I picked up my stuff and left that day. The last thing I recall is the frustration building up over Sunshine’s fragile condition, followed by his disappearance altogether. I picked up my stuff and made my way to the place I used to call home, six months ago - add or subtract a day or two.

In between doggy-time, and arguing with a brother that’s a walking cliché, I was analyzing my life, as per usual, and reflected on many things, starting with my growing desire to spend time coloring pictures with magic markers.

While laying in my four-poster princess bed surrounded by the red walls that I don’t miss that much, I also began to ponder the whereabouts of the order and clarity I so deeply admire – that is when there aren’t twenty-eight-thousand items on my worry-list, but how can I not worry about twenty-eight-thousand items, when I happen to be a Virgo-child with a constant need to fix, fix, fix, and improve – just about everything.
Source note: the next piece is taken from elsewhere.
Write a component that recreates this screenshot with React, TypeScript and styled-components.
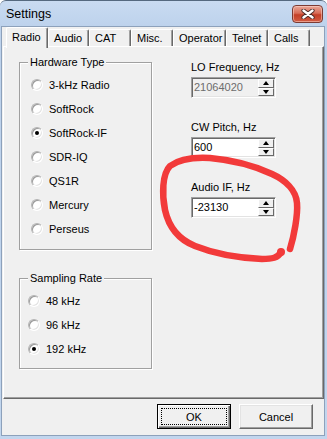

This is what I thought about:

-My desire to go on a hunt for a new fragrance – something sweet, something sexy, something…bold with a touch of Virgo-child perfection.

-My excitement for the fall; the changing leaves falling by the day, the cold crisp weather accompanied by the season’s fashion, hot cups of tea and philosophical discussions, pumpkin-flavored-everything, and the chance to wear the never-ending-collection of coats in my closet.

-The return of ‘Sunshine’ in the week that follows, and all the things I’m going to do when I have my life back as it was – a shopping spree, a night out to an extravagant lounge, a breakfast with the ladies, a solo adventure down Yonge street, a date to someplace ordinary like a museum followed by something rather strange, and a train trip…somewhere to the middle of nowhere.

-Returning to school with a clearer picture of where I am headed, minus the useless electives that I haven’t quite enjoyed, except that philosophy course that has improved my conversation skills and overall understanding of humans.

-An intervention in the area of romance and the abrupt decision I made to never shed a tear for another guy again. Ever.

-The feeling of fulfillment returning to my apartment, with a newly-discovered appreciation for days spent in a towel, and the self-made earthquakes in my building, thanks to Spice Girls blasting through the speakers.

-The very pretty book I bought, filled with all sorts of fairy tales, that I intend to read each night before bed time.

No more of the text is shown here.